PROBLEM DETAILS —
Extract all lines containing "index".

_ _ _ _

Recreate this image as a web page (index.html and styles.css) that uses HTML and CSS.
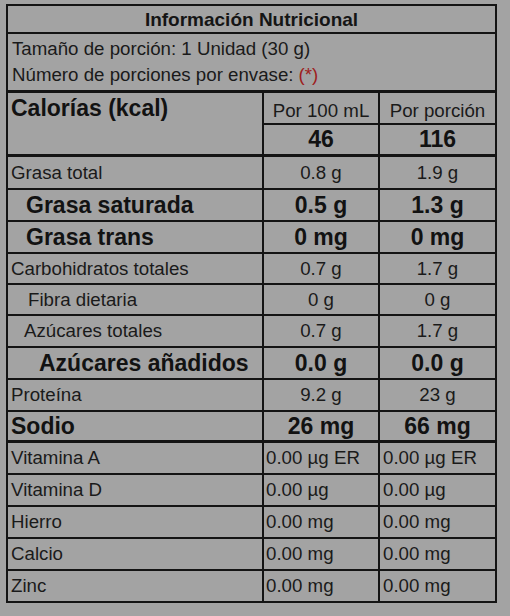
FILE: index.html
```html
<!DOCTYPE html>
<html lang="es">
<head>
<meta charset="utf-8">
<title>Información Nutricional</title>
<link rel="stylesheet" href="styles.css">
</head>
<body>
<div class="label">
  <div class="title">Información Nutricional</div>
  <div class="info">Tamaño de porción: 1 Unidad (30 g)</div>
  <div class="info last">Número de porciones por envase: <span class="red">(*)</span></div>

  <div class="cal">
    <div class="cal-name">Calorías (kcal)</div>
    <div class="head">Por 100 mL</div>
    <div class="head">Por porción</div>
    <div class="big c">46</div>
    <div class="big c">116</div>
  </div>

  <div class="row h31"><div class="n">Grasa total</div><div class="c">0.8 g</div><div class="c">1.9 g</div></div>
  <div class="row h30 big"><div class="n ind-b">Grasa saturada</div><div class="c">0.5 g</div><div class="c">1.3 g</div></div>
  <div class="row h30 big"><div class="n ind-b">Grasa trans</div><div class="c">0 mg</div><div class="c">0 mg</div></div>
  <div class="row h29"><div class="n">Carbohidratos totales</div><div class="c">0.7 g</div><div class="c">1.7 g</div></div>
  <div class="row h29"><div class="n ind-f">Fibra dietaria</div><div class="c">0 g</div><div class="c">0 g</div></div>
  <div class="row h30"><div class="n ind-a">Azúcares totales</div><div class="c">0.7 g</div><div class="c">1.7 g</div></div>
  <div class="row h30 big"><div class="n ind-aa">Azúcares añadidos</div><div class="c">0.0 g</div><div class="c">0.0 g</div></div>
  <div class="row h30"><div class="n">Proteína</div><div class="c">9.2 g</div><div class="c">23 g</div></div>
  <div class="row h28 big thick"><div class="n">Sodio</div><div class="c">26 mg</div><div class="c">66 mg</div></div>

  <div class="row h30"><div class="n">Vitamina A</div><div class="l">0.00 µg ER</div><div class="l">0.00 µg ER</div></div>
  <div class="row h30"><div class="n">Vitamina D</div><div class="l">0.00 µg</div><div class="l">0.00 µg</div></div>
  <div class="row h30"><div class="n">Hierro</div><div class="l">0.00 mg</div><div class="l">0.00 mg</div></div>
  <div class="row h30"><div class="n">Calcio</div><div class="l">0.00 mg</div><div class="l">0.00 mg</div></div>
  <div class="row h30 end"><div class="n">Zinc</div><div class="l">0.00 mg</div><div class="l">0.00 mg</div></div>
</div>
</body>
</html>
```
FILE: styles.css
```css
* { box-sizing: border-box; }

html, body {
  background: #a3a3a3;
}

body {
  margin: 0;
  font-family: "Liberation Sans", Arial, sans-serif;
  font-size: 18.7px;
  color: #1a1a1a;
}

.label {
  margin: 4px 0 0 6px;
  width: 491px;
  border: 2px solid #141414;
  background: #a3a3a3;
}

.title {
  height: 28px;
  border-bottom: 2px solid #141414;
  text-align: center;
  font-weight: bold;
  font-size: 19px;
  color: #151515;
  display: flex;
  align-items: center;
  justify-content: center;
  padding-top: 2px;
}

.info {
  height: 28px;
  padding-left: 4px;
  display: flex;
  align-items: center;
  padding-top: 1px;
}

.info.last {
  height: 31px;
  padding-top: 0;
  padding-bottom: 2px;
  border-bottom: 3px solid #141414;
}

.red { color: #9e1e1e; margin-left: 5px; }

.cal {
  display: grid;
  grid-template-columns: 256px 116px 115px;
  grid-template-rows: 32px 29px;
  height: 64px;
  border-bottom: 3px solid #141414;
}

.cal > div {
  border-right: 2px solid #141414;
  display: flex;
  align-items: center;
  justify-content: center;
}

.cal > div:nth-child(3),
.cal > div:nth-child(5) {
  border-right: 0;
}

.cal-name {
  grid-row: 1 / 3;
  align-items: flex-start !important;
  justify-content: flex-start !important;
  font-weight: bold;
  font-size: 23px;
  color: #121212;
  padding: 2px 0 0 3px;
}

.cal .head {
  border-bottom: 2px solid #141414;
  padding-top: 5px;
}

.big {
  font-weight: bold;
  font-size: 23px;
  color: #121212;
}

.row {
  display: grid;
  grid-template-columns: 256px 116px 115px;
  border-bottom: 2px solid #141414;
}

.row > div {
  border-right: 2px solid #141414;
  display: flex;
  align-items: center;
  white-space: nowrap;
}

.row > div:last-child { border-right: 0; }

.row.thick { border-bottom-width: 3px; }
.row.end { border-bottom: 0; }

.h28 { height: 31px; }
.h29 { height: 31px; }
.h30 { height: 32px; }
.h31 { height: 33px; }
.row.end.h30 { height: 30px; }

.n { padding-left: 3px; }
.c { justify-content: center; }
.l { padding-left: 2px; }
.row > .l:last-child { padding-left: 3px; }

.ind-b { padding-left: 18px; }
.ind-f { padding-left: 20px; }
.ind-a { padding-left: 16px; }
.ind-aa { padding-left: 31px; }
```
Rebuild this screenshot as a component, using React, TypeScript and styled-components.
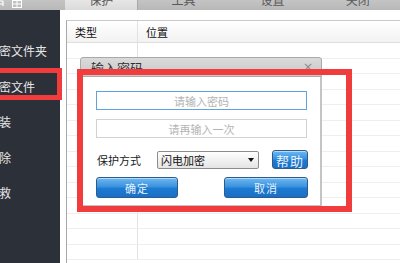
import styled, { createGlobalStyle } from "styled-components";

const GlobalStyle = createGlobalStyle`
  html, body {
    margin: 0;
    padding: 0;
    background: #ffffff;
  }
  * {
    box-sizing: border-box;
  }
`;

const Screen = styled.div`
  position: relative;
  width: 400px;
  height: 263px;
  overflow: hidden;
  display: flex;
  flex-direction: column;
  font-family: "Noto Sans CJK SC", "Liberation Sans", sans-serif;
  background: #ffffff;
`;

const TabBar = styled.div`
  display: flex;
  height: 10px;
  flex-shrink: 0;
  background: linear-gradient(#c4c4c4, #b8b8b8);
  overflow: hidden;
`;

const IconSlot = styled.div`
  width: 67px;
  display: flex;
  align-items: flex-start;
  gap: 6px;
`;

const Tab = styled.div<{ $active?: boolean; $width: number }>`
  width: ${p => p.$width}px;
  display: flex;
  justify-content: center;
  align-items: flex-end;
  background: ${p => (p.$active ? "linear-gradient(#e6e6e6, #dadada)" : "transparent")};
  border-right: 1px solid ${p => (p.$active ? "#a9a9a9" : "transparent")};
  color: #5a5a5a;
  font-size: 12px;
  line-height: 12px;

  span {
    margin-bottom: 4px;
  }
`;

const Body = styled.div`
  flex: 1;
  display: flex;
  min-height: 0;
`;

const Sidebar = styled.div`
  width: 60px;
  flex-shrink: 0;
  background: #2c3038;
  display: flex;
  flex-direction: column;
  padding-top: 23px;
`;

const SideItem = styled.div`
  height: 35.5px;
  display: flex;
  align-items: center;
  margin-left: -1px;
  color: #e6e6e6;
  font-size: 12px;
  white-space: nowrap;
`;

const Main = styled.div`
  flex: 1;
  padding: 10px 0 0 6px;
  background: #ffffff;
`;

const Table = styled.div`
  height: 100%;
  border-left: 1px solid #a8a8ac;
  border-top: 1px solid #c9c9c9;
  display: flex;
  flex-direction: column;
`;

const HeaderRow = styled.div`
  display: flex;
  height: 22px;
  flex-shrink: 0;
  background: linear-gradient(#ffffff, #f2f2f2);
  border-bottom: 1px solid #dedede;
  font-size: 11px;
  color: #111;
`;

const Cell = styled.div<{ $w?: number }>`
  ${p => (p.$w ? `width: ${p.$w}px;` : "flex: 1;")}
  display: flex;
  align-items: center;
  padding-left: 8px;
  border-right: 1px solid ${p => (p.$w ? "#e2e2e2" : "transparent")};
`;

const Row = styled.div`
  display: flex;
  height: 15.5px;
  flex-shrink: 0;
  border-bottom: 1px solid #eeeeee;
`;

const Dialog = styled.div`
  position: absolute;
  left: 80px;
  top: 57px;
  width: 242px;
  height: 150px;
  display: flex;
  flex-direction: column;
`;

const DialogTitle = styled.div`
  height: 20px;
  display: flex;
  align-items: center;
  justify-content: space-between;
  padding: 0 8px 0 10px;
  background: linear-gradient(#dadada, #c8c8c8);
  border: 1px solid #a9a9a9;
  border-radius: 3px 3px 0 0;
  color: #333;
  font-size: 13px;
`;

const CloseMark = styled.span`
  color: #8a8a8a;
  font-size: 12px;
  font-family: "DejaVu Sans", sans-serif;
`;

const DialogBody = styled.div`
  flex: 1;
  background: #ffffff;
  border-left: 2px solid #c4c4c4;
  border-right: 2px solid #c4c4c4;
  border-bottom: 2px solid #c4c4c4;
  padding: 14px 13px 0 14px;
  display: flex;
  flex-direction: column;
  gap: 9px;
`;

const PwdInput = styled.input<{ $focus?: boolean }>`
  width: 211px;
  height: 19px;
  border: 1px solid ${p => (p.$focus ? "#5fa2dd" : "#d2d2d2")};
  outline: none;
  text-align: center;
  font-family: inherit;
  font-size: 11px;
  padding: 0;

  &::placeholder {
    color: #b4b4b4;
  }
`;

const OptionRow = styled.div`
  display: flex;
  align-items: center;
  width: 212px;
  margin-top: 3px;
  height: 19px;
`;

const Label = styled.span`
  width: 61px;
  padding-left: 1px;
  font-size: 11px;
  color: #1a1a1a;
`;

const Select = styled.div`
  width: 102px;
  height: 18px;
  display: flex;
  align-items: center;
  justify-content: space-between;
  padding: 0 4px 0 3px;
  border: 1px solid #8c8c8c;
  border-radius: 2px;
  background: linear-gradient(#ffffff, #e4e4e4);
  font-size: 11px;
  color: #111;
`;

const Arrow = styled.span`
  width: 0;
  height: 0;
  border-left: 3.5px solid transparent;
  border-right: 3.5px solid transparent;
  border-top: 4px solid #111;
`;

const BlueButton = styled.button<{ $w: number; $h: number; $fs: number }>`
  width: ${p => p.$w}px;
  height: ${p => p.$h}px;
  padding: 0;
  border: 1px solid #2b5c8c;
  border-radius: 3px;
  background: linear-gradient(#6fb8f0 0%, #3a93e0 45%, #1f7ad2 55%, #1a6fc4 100%);
  box-shadow: inset 0 1px 0 rgba(255, 255, 255, 0.5);
  color: #e8f2fc;
  font-family: inherit;
  font-size: ${p => p.$fs}px;
  letter-spacing: 1px;
`;

const ButtonRow = styled.div`
  display: flex;
  justify-content: space-between;
  width: 212px;
  margin-top: -1px;
`;

const Spacer = styled.div`
  flex: 1;
`;

const RedFrame = styled.div<{ $l: number; $t: number; $w: number; $h: number; $b: number }>`
  position: absolute;
  left: ${p => p.$l}px;
  top: ${p => p.$t}px;
  width: ${p => p.$w}px;
  height: ${p => p.$h}px;
  border: ${p => p.$b}px solid #f03c3c;
  pointer-events: none;
`;

const sideItems = ["密文件夹", "密文件", "装", "除", "救"];

const rows = Array.from({ length: 14 }, (_, i) => i);

export default function App() {
  return (
    <Screen>
      <GlobalStyle />
      <TabBar>
        <IconSlot>
          <svg width="6" height="10" viewBox="0 0 6 10">
            <path d="M0 1 H3 M3 1 V6 M0 4 H3" stroke="#ffffff" strokeWidth="1.2" fill="none" />
          </svg>
          <svg width="10" height="10" viewBox="0 0 10 10">
            <rect x="0.5" y="0.5" width="9" height="7" fill="none" stroke="#ffffff" strokeWidth="1" />
            <path d="M0.5 4 H9.5 M5 0.5 V7.5" stroke="#ffffff" strokeWidth="1" />
          </svg>
        </IconSlot>
        <Tab $active $width={76}>
          <span>保护</span>
        </Tab>
        <Tab $width={94}>
          <span>工具</span>
        </Tab>
        <Tab $width={90}>
          <span>设置</span>
        </Tab>
        <Tab $width={86}>
          <span>关闭</span>
        </Tab>
      </TabBar>
      <Body>
        <Sidebar>
          {sideItems.map(label => (
            <SideItem key={label}>{label}</SideItem>
          ))}
        </Sidebar>
        <Main>
          <Table>
            <HeaderRow>
              <Cell $w={71}>类型</Cell>
              <Cell>位置</Cell>
            </HeaderRow>
            {rows.map(r => (
              <Row key={r}>
                <Cell $w={71} />
                <Cell />
              </Row>
            ))}
          </Table>
        </Main>
      </Body>

      <Dialog>
        <DialogTitle>
          <span>输入密码</span>
          <CloseMark>×</CloseMark>
        </DialogTitle>
        <DialogBody>
          <PwdInput $focus type="password" placeholder="请输入密码" />
          <PwdInput type="password" placeholder="请再输入一次" />
          <OptionRow>
            <Label>保护方式</Label>
            <Select>
              <span>闪电加密</span>
              <Arrow />
            </Select>
            <Spacer />
            <BlueButton $w={36} $h={19} $fs={13}>
              帮助
            </BlueButton>
          </OptionRow>
          <ButtonRow>
            <BlueButton $w={82} $h={21} $fs={11}>
              确定
            </BlueButton>
            <BlueButton $w={84} $h={21} $fs={11}>
              取消
            </BlueButton>
          </ButtonRow>
        </DialogBody>
      </Dialog>

      <RedFrame $l={-6} $t={68} $w={68} $h={32} $b={5} />
      <RedFrame $l={77} $t={69} $w={275} $h={143} $b={6} />
    </Screen>
  );
}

_ _ _ _

FINISHED EXERCISE —
Recreate this image as a web page (index.html and styles.css) that uses HTML and CSS.
FILE: index.html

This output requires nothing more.